A 2023 survey by APICS found that manufacturers who recalculated their OTD using the customer's original requested date instead of the internally revised date saw their rate drop by an average of 11 percentage points. The gap between the number you report and the number your customer experiences is where trust erodes.
1. Measuring Against the Revised Date Instead of the Original
The customer requests delivery by July 15. Your shop realizes it cannot make that date and negotiates a new date of July 22. The parts ship July 21. Your ERP shows on-time. The customer's system shows six days late. Both are technically accurate, but only one reflects the customer's experience. If your OTD calculation uses the most recent promise date, your number is artificially inflated. For a deeper look at delivery metrics, see our guide to production visibility.
2. Counting Partial Shipments as On-Time
An order for 500 parts is due July 15. You ship 400 on July 14 and the remaining 100 on July 22. Is this on-time? Most ERP systems record it as on-time because a shipment was made before the due date. The customer who cannot run their assembly line at full capacity until all 500 parts arrive would disagree.
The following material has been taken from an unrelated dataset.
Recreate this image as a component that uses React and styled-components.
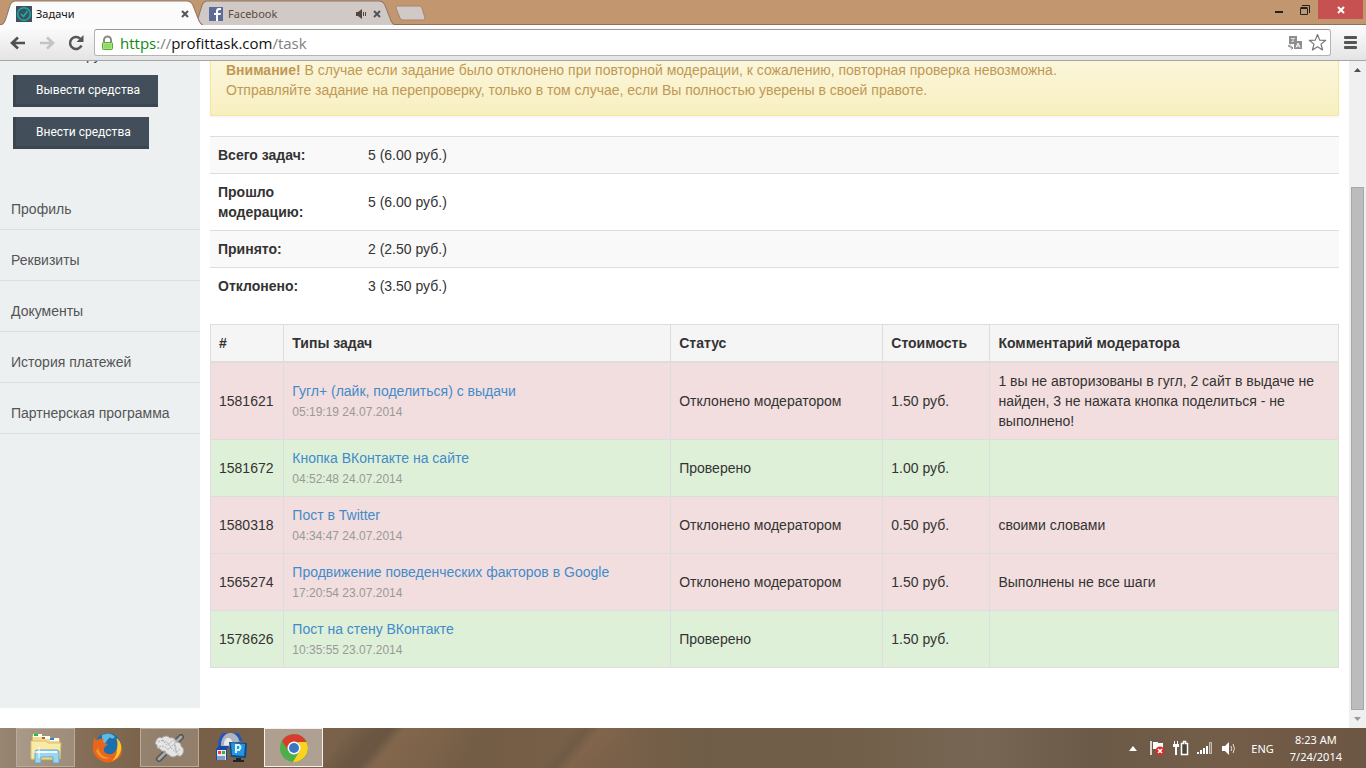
import styled, { createGlobalStyle } from "styled-components";

const ui = `"Noto Sans", "Open Sans", sans-serif`;

const GlobalStyle = createGlobalStyle`
  * {
    box-sizing: border-box;
  }

  body {
    margin: 0;
    color: #333;
    background: #fff;
    font: 14px/20px "Liberation Sans", Arial, sans-serif;
  }

  button {
    margin: 0;
    padding: 0;
    border: none;
    background: none;
    font: inherit;
  }

  svg {
    display: block;
  }
`;

const Desktop = styled.div`
  display: flex;
  flex-direction: column;
  height: 100vh;
  overflow: hidden;
`;

/* browser chrome */

const TabStrip = styled.header`
  display: flex;
  flex: none;
  height: 25px;
  background: #c29770;
  border-bottom: 1px solid #8f7157;
`;

const TabList = styled.nav`
  display: flex;
  flex: 1;
  padding-left: 1px;
`;

const Tab = styled.div`
  display: grid;
  grid-template-columns: 16px 1fr auto auto;
  align-items: center;
  gap: 4px;
  width: 202px;
  height: 25px;
  margin-right: ${(props) => (props.$active ? "-10px" : "0px")};
  padding: 2px 12px 0px 15px;
  position: relative;
  z-index: ${(props) => (props.$active ? 2 : 1)};
  color: ${(props) => (props.$active ? "#111" : "#5a4a42")};
  font: 11px/16px ${ui};
`;

const TabShape = styled.svg`
  position: absolute;
  inset: 0;
  width: 100%;
  height: 100%;
  z-index: -1;
`;

const TabButton = styled.button`
  display: flex;
  width: 12px;
  height: 16px;
  align-items: center;
  justify-content: center;
`;

const NewTab = styled.button`
  width: 32px;
  height: 16px;
  margin: 5px 0px 0px -1px;
`;

const WindowButtons = styled.div`
  display: flex;
  align-items: flex-start;
`;

const WindowButton = styled.button`
  display: flex;
  align-items: center;
  justify-content: center;
  width: ${(props) => (props.$danger ? "45px" : "26px")};
  height: 19px;
  margin-right: ${(props) => (props.$danger ? "3px" : "0px")};
  background: ${(props) => (props.$danger ? "#c75050" : "transparent")};
`;

const Toolbar = styled.div`
  display: flex;
  flex: none;
  align-items: center;
  height: 36px;
  padding: 0px 9px 0px 10px;
  background: linear-gradient(#fdfdfd, #e4e4e4);
  border-bottom: 1px solid #a5a5a5;
`;

const ToolButton = styled.button`
  display: flex;
  align-items: center;
  width: ${(props) => props.$width || "29px"};
  height: 24px;
`;

const MenuButton = styled.button`
  margin-left: 13px;
`;

const Omnibox = styled.div`
  display: flex;
  align-items: center;
  flex: 1;
  height: 27px;
  padding: 0px 3px 0px 6px;
  gap: 6px;
  background: #fff;
  border: 1px solid #b4b4b4;
  border-top-color: #999;
  border-radius: 3px;
`;

const Url = styled.a`
  flex: 1;
  color: #808080;
  font: 15px/22px "Open Sans", "Noto Sans", sans-serif;
  text-decoration: none;

  b {
    color: #111;
    font-weight: 400;
  }

  em {
    color: #0f8a0f;
    font-style: normal;
  }
`;

/* page */

const Viewport = styled.div`
  display: flex;
  flex: 1;
  min-height: 0;
`;

const Clip = styled.div`
  flex: 1;
  overflow: hidden;
`;

const Page = styled.div`
  display: flex;
  margin-top: -17px;
`;

const Sidebar = styled.aside`
  flex: none;
  width: 200px;
  height: 664px;
  padding-top: 1px;
  background: #ecf0f1;
`;

const Balance = styled.p`
  margin: 0px 0px 10px;
  padding-left: 16px;
  color: #34495e;
`;

const Actions = styled.div`
  display: flex;
  flex-direction: column;
  align-items: flex-start;
  gap: 10px;
  padding-left: 13px;
`;

const ActionButton = styled.button`
  height: 32px;
  padding: 0px 18px 0px 20px;
  color: #fff;
  background: #424f5a;
  border-left: 3px solid #3b4650;
  border-bottom: 3px solid #3b4650;
  font: 12px/28px Roboto, sans-serif;
`;

const Menu = styled.nav`
  display: flex;
  flex-direction: column;
  padding-top: 30px;
`;

const MenuLink = styled.a`
  padding: 20px 11px 10px;
  color: #555;
  border-bottom: 1px solid #dadfe1;
  text-decoration: none;
`;

const Main = styled.main`
  flex: 1;
  padding: 0px 10px;
`;

const Alert = styled.div`
  margin-bottom: 20px;
  padding: 15px;
  color: #c09853;
  background: linear-gradient(#fcf8e3, #f8efc0);
  border: 1px solid #f5e79e;
  box-shadow: 0px 1px 2px rgba(0, 0, 0, 0.05);
`;

const Summary = styled.table`
  width: 100%;
  margin-bottom: 20px;
  border-spacing: 0;

  th,
  td {
    padding: 8px;
    border-top: 1px solid #ddd;
    text-align: left;
  }

  th {
    width: 150px;
  }

  tr:nth-child(odd) {
    background: #f9f9f9;
  }
`;

const Tasks = styled.table`
  width: 100%;
  table-layout: fixed;
  border-collapse: collapse;

  th,
  td {
    padding: 8px;
    border: 1px solid #ddd;
    text-align: left;
  }

  thead th {
    background: #f5f5f5;
    border-bottom-width: 2px;
  }
`;

const Col = styled.col`
  width: ${(props) => props.$width};
`;

const TaskRow = styled.tr`
  background: ${(props) => (props.$accepted ? "#dff0d8" : "#f2dede")};
`;

const TaskLink = styled.a`
  display: block;
  color: #428bca;
  text-decoration: none;
`;

const TaskTime = styled.time`
  color: #999;
  font-size: 12px;
  line-height: 1;
`;

const Scrollbar = styled.div`
  display: flex;
  flex: none;
  flex-direction: column;
  align-items: center;
  width: 17px;
  padding: 6px 0px;
  background: #f0f0f0;
`;

const Thumb = styled.div`
  flex: 523;
  width: 13px;
  margin-bottom: 5px;
  background: #bcbcbc;
  border: 1px solid #a8a8a8;
`;

const Track = styled.div`
  flex: 114;
`;

/* taskbar */

const Taskbar = styled.footer`
  display: flex;
  flex: none;
  height: 40px;
  padding-right: 24px;
  color: #fff;
  background:
    linear-gradient(
      130deg,
      transparent 25%,
      rgba(92, 76, 60, 0.5) 27%,
      rgba(92, 76, 60, 0.5) 28%,
      rgba(138, 108, 80, 0.6) 29%,
      transparent 35%,
      transparent 41%,
      rgba(100, 84, 64, 0.4) 42%,
      rgba(138, 106, 78, 0.5) 43%,
      transparent 46%
    ),
    linear-gradient(
      90deg,
      #978673,
      #8a745d 4%,
      #775f47 12%,
      #79614a 25%,
      #745d45 35%,
      #7a6049 45%,
      #6f5d47 52%,
      #715f49 62%,
      #776654 72%,
      #6b5a47 80%,
      #735d48 90%,
      #6c5644
    );
  font: 11px/17px ${ui};
`;

const AppList = styled.nav`
  display: flex;
  flex: 1;
  gap: 3px;
  padding-left: 16px;
`;

const AppButton = styled.button`
  display: flex;
  align-items: center;
  justify-content: center;
  width: 59px;
  height: 39px;
  background: ${(props) =>
    props.$active ? "rgba(255,255,255,.4)" : props.$open ? "rgba(255,255,255,.2)" : "transparent"};
  border: 1px solid
    ${(props) => (props.$active ? "#f5f0ea" : props.$open ? "#b9aa9a" : "transparent")};
`;

const Tray = styled.div`
  display: flex;
  align-items: center;
  gap: 8px;
`;

const TrayButton = styled.button`
  display: flex;
  justify-content: center;
  width: 16px;
`;

const Language = styled.button`
  margin-left: 6px;
  color: #fff;
`;

const Clock = styled.time`
  margin-left: 8px;
  text-align: center;
`;

const CloseIcon = ({ color = "#555", size = 8 }) => (
  <svg width={size} height={size} viewBox="0 0 8 8">
    <path d="M1 1l6 6M7 1L1 7" stroke={color} strokeWidth="2" />
  </svg>
);

const TabSoundIcon = () => (
  <svg width="12" height="12" viewBox="0 0 12 12" fill="#514740">
    <path d="M1 4h2l4-3v10L3 8H1z" />
    <path d="M8.500 4v4M10.500 4v4" stroke="#514740" />
  </svg>
);

const VolumeIcon = () => (
  <svg width="16" height="15" viewBox="0 0 16 15" fill="#fff">
    <path d="M1 5h3l4-4v13l-4-4H1z" />
    <path d="M10 5q1.500 2.500 0 5M12 3q3 4.500 0 9" fill="none" stroke="#e6dfd8" />
  </svg>
);

const TaskFavicon = () => (
  <svg width="16" height="16">
    <path fill="#43505c" d="M0 0h16v16H0z" />
    <circle cx="8" cy="8" r="6.3" fill="none" stroke="#08b5ad" strokeWidth="1.4" />
    <path d="M5 8l2.5 2.5L11.5 5" fill="none" stroke="#08b5ad" strokeWidth="1.5" />
  </svg>
);

const FacebookFavicon = () => (
  <svg width="16" height="14">
    <path fill="#5c6b9c" d="M1 0h14v14H1z" />
    <path fill="#fff" d="M8 14V8H6V6h2V4q0-3 3-3h2v2h-1.500Q10 3 10 4.500V6h3l-.5 2H10v6z" />
  </svg>
);

const ArrowIcon = ({ color = "#505050", flip }) => (
  <svg width="16" height="14" viewBox="0 0 16 14" fill="none" stroke={color} strokeWidth="2.6">
    <path d={flip ? "M1 7h13M8 1.5L14 7l-6 5.5" : "M15 7H2M8 1.5L2 7l6 5.5"} />
  </svg>
);

const ReloadIcon = () => (
  <svg width="16" height="16" viewBox="0 0 16 16">
    <path d="M13.500 10.500A6 6 0 1 1 12 3.500" fill="none" stroke="#555" strokeWidth="2.5" />
    <path d="M15.500 0v7H8.500z" fill="#555" />
  </svg>
);

const LockIcon = () => (
  <svg width="13" height="16" viewBox="0 0 13 16">
    <path d="M3 8V5a3.500 3.500 0 0 1 7 0v3" fill="none" stroke="#8a8a8a" strokeWidth="2" />
    <rect x="1.500" y="7.500" width="10" height="7" rx="1" fill="#a5e37c" stroke="#58a83a" />
    <path d="M3 10h7M3 12h7" stroke="#83cd5d" />
  </svg>
);

const TranslateIcon = () => (
  <svg width="14" height="14" viewBox="0 0 14 14">
    <path d="M1 0h8v5H6v3H1z" fill="#8e8e8e" />
    <path d="M3 2.500h4M5 2.500v3M3.500 5.500h2" stroke="#ddd" />
    <path d="M6 5h8v8H6z" fill="#8e8e8e" />
    <path d="M8 11.500L10 7l2 4.500M8.500 10h3" stroke="#fff" fill="none" />
    <path d="M0 10h3v2h2M2 8.500L.5 10 2 11.500M3.500 10.500L5 12l-1.500 1.500" stroke="#888" fill="none" />
  </svg>
);

const StarIcon = () => (
  <svg width="19" height="19" viewBox="0 0 19 19">
    <path
      d="M9.500 1.500l2.200 5.600 6 .2-4.700 3.800 1.600 5.900-5.100-3.300L4.400 17 6 11.100 1.300 7.300l6-.2z"
      fill="#fff"
      stroke="#777"
      strokeWidth="1.2"
      strokeLinejoin="round"
    />
  </svg>
);

const FolderIcon = () => (
  <svg width="33" height="32" viewBox="0 0 33 32">
    <path d="M3 3h8l2 2h9l1 2h8v21H3z" fill="#f1dc8c" stroke="#b99c48" />
    <path d="M4 2h9v3H4z" fill="#fff" />
    <path d="M5 2h4v2H5z" fill="#19c52c" />
    <path d="M13 4h8v3h-8z" fill="#fff" />
    <path d="M13 5h3v2h-3z" fill="#d85427" />
    <path d="M21 6h9v3h-9z" fill="#fff" />
    <path d="M21 6h4v2h-4z" fill="#2283d4" />
    <path d="M2 9h15l2 2h13l-1 16H2z" fill="#fae9a7" stroke="#d9bf6b" />
    <path d="M6 31V20q0-2 2-2h20q2 0 2 2v11h-6v-6H12v6z" fill="#9ed5ec" stroke="#5fa9ca" />
    <path d="M8 20h20" stroke="#e7faff" strokeWidth="2" />
    <path d="M10 15v11M5 20h11" stroke="#fff" />
  </svg>
);

const FirefoxIcon = () => (
  <svg width="31" height="31" viewBox="0 0 31 31">
    <circle cx="16" cy="14" r="13" fill="#1a6fae" />
    <path d="M10 3q8-4 13 2-3 3-4 1t-5 4-4-2z" fill="#63b8dd" />
    <path
      d="M2 5q1 3 3 3 3-2 7-1-2 2 0 4l4 1-4 4q-1 5 4 6 6 1 8-4 4-7-1-12 6 3 7 9 1 9-6 13-8 5-16 0-8-5-7-14 0-5 1-9z"
      fill="#e8661b"
    />
    <path d="M25 6q5 5 4 12-2 8-9 11 5-5 5-11 1-7 0-12z" fill="#f9cb37" />
    <path d="M6 16q2 9 12 10-10 3-14-7z" fill="#f5942b" />
  </svg>
);

const ToolIcon = () => (
  <svg width="31" height="28" viewBox="0 0 31 28">
    <path d="M5 25L27 3" stroke="#555" strokeWidth="6" strokeLinecap="round" />
    <path d="M5 25L27 3" stroke="#a8a8a8" strokeWidth="3" strokeLinecap="round" />
    <path
      d="M2 7q2-5 6-3 4-4 8 0 5-1 6 4 5 0 5 4 4 3 2 7-2 5-6 2-4 4-8 0-3-1-4-4-3 1-5-2-4-1-3-4-3-1-1-4z"
      fill="#e5e5e5"
      stroke="#aaa"
    />
    <path
      d="M4 8q5-3 7 1t6-1 4 4 5 3M5 13q5-2 7 1t6-2 4 5M8 6q5 1 8 6t9 8"
      fill="none"
      stroke="#aaa"
      strokeDasharray="2 1"
    />
  </svg>
);

const NetworkIcon = () => (
  <svg width="33" height="30" viewBox="0 0 33 30">
    <path d="M5 15a10 12 0 0 1 21-7" fill="#aeb5bf" stroke="#2455bd" strokeWidth="3" />
    <path d="M12 4q6 0 7 9H8q0-6 4-9z" fill="#e9e9e9" stroke="#aaa" />
    <path d="M1 16l3-3h10l-2 3v11H1z" fill="#1848a8" />
    <path d="M2 17h9v10H2z" fill="#e3e9f5" />
    <path d="M3 18h3v3H3z" fill="#e8462d" />
    <path d="M7 18h3v3H7z" fill="#3aae3e" />
    <path d="M3 23v4M5 23v4M7 23v4M9 23v4" stroke="#274d9b" />
    <path d="M14 9l18 1-1 15-15-1z" fill="#0b4c8f" />
    <path d="M16 10l14 1-1 12-12-1z" fill="#2696df" />
    <path d="M21 20v-8h3q3 2 0 5h-3" stroke="#d9f5ff" strokeWidth="2" fill="none" />
    <path d="M21 25h5v2h3v2H18v-2h3z" fill="#202429" />
  </svg>
);

const ChromeIcon = () => (
  <svg width="28" height="28" viewBox="0 0 28 28">
    <circle cx="14" cy="14" r="14" fill="#4daf49" />
    <path d="M2 7A14 14 0 0 1 26.500 8H14a6.500 6.500 0 0 0-6 8z" fill="#db3b2f" />
    <path d="M26.500 8A14 14 0 0 1 13 28l6.500-11Q21 12 18 8z" fill="#fbd21f" />
    <circle cx="14" cy="14" r="6.500" fill="#fff" />
    <circle cx="14" cy="14" r="5" fill="#3a76c4" />
  </svg>
);

const FlagIcon = () => (
  <svg width="16" height="16" viewBox="0 0 16 16">
    <path d="M2 15V1" stroke="#fff" strokeWidth="1.5" />
    <path d="M4 2h5v1h5v8H9V9H4z" fill="#fff" />
    <circle cx="11" cy="11" r="4.500" fill="#d72c2c" />
    <path d="M9 9l4 4M13 9l-4 4" stroke="#fff" strokeWidth="1.5" />
  </svg>
);

const PowerIcon = () => (
  <svg width="16" height="16" viewBox="0 0 16 16">
    <path d="M1.500 1v4M4.500 1v4" stroke="#fff" />
    <path d="M0 4h6v3H4v8H2V7H0z" fill="#fff" />
    <path d="M8.500 3.500h2v-2h2v2h2v11h-6z" fill="#4e4439" stroke="#fff" strokeWidth="1.5" />
  </svg>
);

const SignalIcon = () => (
  <svg width="16" height="14" viewBox="0 0 16 14">
    <path d="M1 13v-2M4 13V9M7 13V7M10 13V5" stroke="#fff" strokeWidth="2" />
    <path d="M12.500 12.500v-11h2v11z" fill="#8b7d70" stroke="#c9c0b8" />
  </svg>
);

const tabs = [
  { title: "Задачи", icon: <TaskFavicon />, active: true },
  { title: "Facebook", icon: <FacebookFavicon />, audible: true },
];

const menu = ["Профиль", "Реквизиты", "Документы", "История платежей", "Партнерская программа"];

const summary = [
  ["Всего задач:", "5 (6.00 руб.)"],
  ["Прошло модерацию:", "5 (6.00 руб.)"],
  ["Принято:", "2 (2.50 руб.)"],
  ["Отклонено:", "3 (3.50 руб.)"],
];

const tasks = [
  {
    id: 1581621,
    title: "Гугл+ (лайк, поделиться) с выдачи",
    time: "05:19:19 24.07.2014",
    price: "1.50 руб.",
    comment:
      "1 вы не авторизованы в гугл, 2 сайт в выдаче не найден, 3 не нажата кнопка поделиться - не выполнено!",
  },
  {
    id: 1581672,
    title: "Кнопка ВКонтакте на сайте",
    time: "04:52:48 24.07.2014",
    price: "1.00 руб.",
    accepted: true,
  },
  {
    id: 1580318,
    title: "Пост в Twitter",
    time: "04:34:47 24.07.2014",
    price: "0.50 руб.",
    comment: "своими словами",
  },
  {
    id: 1565274,
    title: "Продвижение поведенческих факторов в Google",
    time: "17:20:54 23.07.2014",
    price: "1.50 руб.",
    comment: "Выполнены не все шаги",
  },
  {
    id: 1578626,
    title: "Пост на стену ВКонтакте",
    time: "10:35:55 23.07.2014",
    price: "1.50 руб.",
    accepted: true,
  },
];

const apps = [
  { name: "Explorer", icon: <FolderIcon />, open: true },
  { name: "Firefox", icon: <FirefoxIcon /> },
  { name: "Tools", icon: <ToolIcon />, open: true },
  { name: "Network", icon: <NetworkIcon /> },
  { name: "Chrome", icon: <ChromeIcon />, active: true },
];

const BrowserTabs = () => (
  <TabStrip>
    <TabList>
      {tabs.map((tab) => (
        <Tab key={tab.title} $active={tab.active}>
          <TabShape viewBox="0 0 200 25" preserveAspectRatio="none">
            <path
              d="M0 25Q3 24 5 18L9 5Q11 1 14 1H184Q188 1 190 5L195 18Q197 24 200 25"
              fill={tab.active ? "#fbfbfb" : "#d0c9c5"}
              stroke="#8f7868"
            />
          </TabShape>
          {tab.icon}
          <span>{tab.title}</span>
          {tab.audible ? <TabSoundIcon /> : <span />}
          <TabButton aria-label="Close tab">
            <CloseIcon />
          </TabButton>
        </Tab>
      ))}
      <NewTab aria-label="New tab">
        <svg width="32" height="16">
          <path
            d="M3 1h22q2 0 3 2l3 10q0 2-2 2H9q-2 0-3-2L2 3q0-2 1-2z"
            fill="#d0c9c5"
            stroke="#a58670"
          />
        </svg>
      </NewTab>
    </TabList>
    <WindowButtons>
      <WindowButton aria-label="Minimize">
        <svg width="8" height="8">
          <path d="M0 5h8v2H0z" fill="#222" />
        </svg>
      </WindowButton>
      <WindowButton aria-label="Restore">
        <svg width="10" height="10" fill="none" stroke="#222">
          <path d="M2 .5h7.500V8" />
          <path d="M.5 3.500h7v6h-7zM.5 2.500h7" />
        </svg>
      </WindowButton>
      <WindowButton $danger aria-label="Close">
        <CloseIcon color="#fff" />
      </WindowButton>
    </WindowButtons>
  </TabStrip>
);

const BrowserToolbar = () => (
  <Toolbar>
    <ToolButton aria-label="Back">
      <ArrowIcon />
    </ToolButton>
    <ToolButton aria-label="Forward">
      <ArrowIcon color="#c4c4c4" flip />
    </ToolButton>
    <ToolButton $width="26px" aria-label="Reload">
      <ReloadIcon />
    </ToolButton>
    <Omnibox>
      <LockIcon />
      <Url href="#task">
        <em>https</em>://<b>profittask.com</b>/task
      </Url>
      <button aria-label="Translate">
        <TranslateIcon />
      </button>
      <button aria-label="Bookmark">
        <StarIcon />
      </button>
    </Omnibox>
    <MenuButton aria-label="Menu">
      <svg width="13" height="13" fill="#555">
        <rect width="13" height="3" rx="1" />
        <rect y="5" width="13" height="3" rx="1" />
        <rect y="10" width="13" height="3" rx="1" />
      </svg>
    </MenuButton>
  </Toolbar>
);

const TaskTable = () => (
  <Tasks>
    <colgroup>
      <Col $width="6.5%" />
      <Col $width="34.3%" />
      <Col $width="18.8%" />
      <Col $width="9.5%" />
      <Col />
    </colgroup>
    <thead>
      <tr>
        <th>#</th>
        <th>Типы задач</th>
        <th>Статус</th>
        <th>Стоимость</th>
        <th>Комментарий модератора</th>
      </tr>
    </thead>
    <tbody>
      {tasks.map((task) => (
        <TaskRow key={task.id} $accepted={task.accepted}>
          <td>{task.id}</td>
          <td>
            <TaskLink href="#task">{task.title}</TaskLink>
            <TaskTime>{task.time}</TaskTime>
          </td>
          <td>{task.accepted ? "Проверено" : "Отклонено модератором"}</td>
          <td>{task.price}</td>
          <td>{task.comment}</td>
        </TaskRow>
      ))}
    </tbody>
  </Tasks>
);

const App = () => (
  <Desktop>
    <GlobalStyle />
    <BrowserTabs />
    <BrowserToolbar />
    <Viewport>
      <Clip>
        <Page>
          <Sidebar>
            <Balance>Счет: 2.50 руб.</Balance>
            <Actions>
              <ActionButton>Вывести средства</ActionButton>
              <ActionButton>Внести средства</ActionButton>
            </Actions>
            <Menu>
              {menu.map((item) => (
                <MenuLink key={item} href="#menu">
                  {item}
                </MenuLink>
              ))}
            </Menu>
          </Sidebar>
          <Main>
            <Alert role="alert">
              <b>Внимание!</b> В случае если задание было отклонено при повторной модерации, к
              сожалению, повторная проверка невозможна.
              <br />
              Отправляйте задание на перепроверку, только в том случае, если Вы полностью уверены в
              своей правоте.
            </Alert>
            <Summary>
              <tbody>
                {summary.map(([label, value]) => (
                  <tr key={label}>
                    <th scope="row">{label}</th>
                    <td>{value}</td>
                  </tr>
                ))}
              </tbody>
            </Summary>
            <TaskTable />
          </Main>
        </Page>
      </Clip>
      <Scrollbar>
        <svg width="7" height="7">
          <path d="M0 5l3.500-4L7 5z" fill="#505050" />
        </svg>
        <Track />
        <Thumb />
        <svg width="7" height="7">
          <path d="M0 2l3.500 4L7 2z" fill="#999" />
        </svg>
      </Scrollbar>
    </Viewport>
    <Taskbar>
      <AppList>
        {apps.map((app) => (
          <AppButton key={app.name} $open={app.open} $active={app.active} aria-label={app.name}>
            {app.icon}
          </AppButton>
        ))}
      </AppList>
      <Tray>
        <TrayButton aria-label="Show hidden icons">
          <svg width="8" height="5">
            <path d="M0 5l4-5 4 5z" fill="#fff" />
          </svg>
        </TrayButton>
        <TrayButton aria-label="Action center">
          <FlagIcon />
        </TrayButton>
        <TrayButton aria-label="Power">
          <PowerIcon />
        </TrayButton>
        <TrayButton aria-label="Network">
          <SignalIcon />
        </TrayButton>
        <TrayButton aria-label="Volume">
          <VolumeIcon />
        </TrayButton>
        <Language>ENG</Language>
        <Clock>
          8:23 AM
          <br />
          7/24/2014
        </Clock>
      </Tray>
    </Taskbar>
  </Desktop>
);

export default App;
3. Excluding Canceled or Rescheduled Orders
An order is running late. The customer reschedules or cancels before the original due date. If your OTD calculation excludes these orders, it removes the evidence of problems that forced the customer to change plans. Every canceled or rescheduled order should be investigated for root cause, even if it does not count against the OTD number.
4. Using Ship Date Instead of Delivery Date
Your parts leave the dock on July 14. The customer receives them July 18. Their PO said "delivery by July 15." You recorded on-time. They recorded late. If your customer measures delivery date and you measure ship date, your numbers will never align. The best practice is to track both and report the one your customer uses.
5. Not Weighting by Dollar Value
Your OTD shows 93% based on order count. But the 7% of orders that shipped late included your two largest customers and represented 22% of monthly revenue. An unweighted OTD treats a $500 order and a $50,000 order as equal. Revenue-weighted OTD tells you where late deliveries actually hurt the business.
6. Measuring Monthly Instead of Rolling
A monthly OTD number hides patterns. If you miss eight deliveries in the first week of the month and hit every one after that, the monthly number shows 82%. But the damage was concentrated in one week, probably caused by a specific bottleneck or scheduling failure. A rolling 30-day OTD with weekly granularity reveals patterns that monthly reporting conceals.
7. Not Tracking Root Cause
Recording that a shipment was late is step one. Recording why it was late is where improvement starts. Was it a material delay, a quality hold, a scheduling conflict, a capacity shortage, or an outside processing vendor who missed their lead time? Without root cause data, the OTD number is a score without a game plan.
Shops that categorize every late shipment into five or six root cause buckets can identify systemic issues within 90 days. Material delays causing 40% of late shipments tells you to fix your material planning. Scheduling conflicts causing 35% tells you to fix your capacity model. Without the categorization, every late shipment looks like a one-off.
8. Ignoring Internal OTD Between Departments
External OTD measures when the customer gets their parts. Internal OTD measures whether each department hits its handoff target. If machining finishes on time but grinding adds two days, the late shipment looks like a grinding problem. If machining finishes one day late and grinding absorbs the delay through overtime, the numbers show on-time but the overtime cost is hidden.
Tracking internal OTD at each production stage identifies which departments are creating the delays and which ones are hiding them through heroic effort.
9. Setting the Wrong Targets
A shop sets an OTD target of 95% and celebrates when they hit it. Meanwhile, their largest customer requires 98% OTD to maintain preferred vendor status. The target should come from the customer's expectations, not from an internal goal-setting exercise. Different customers may have different thresholds, and your most valuable customers define the standard.
10. Not Connecting OTD to Leading Indicators
OTD is a lagging indicator. By the time you know a shipment is late, the damage is done. The leading indicators that predict OTD are: schedule adherence (are jobs starting when planned), material availability (is material on hand when needed), first-pass yield (are parts passing inspection the first time), and outside processing lead time (are vendors delivering on schedule).
Shops that track these four leading indicators weekly can predict OTD problems five to seven days before the due date. That is enough time to reallocate resources, expedite a process, or communicate proactively with the customer. Fixing the leading indicators fixes OTD. Tracking OTD alone tells you about problems that have already happened.
Getting the Number Right
An honest OTD number, measured against the original customer-requested date, including partial shipments as late, weighted by revenue, with root cause tracking on every miss, is almost always lower than the number currently reported. That is the point. The honest number is the one that drives improvement. The inflated number is the one that lets problems persist while the dashboard looks acceptable.
The manufacturers who fix their OTD tracking first and their OTD performance second are the ones whose customers trust their delivery dates. Trust in delivery is what earns repeat business, preferred vendor status, and the long-term contracts that stabilize revenue. The metric has to be real before it can be useful.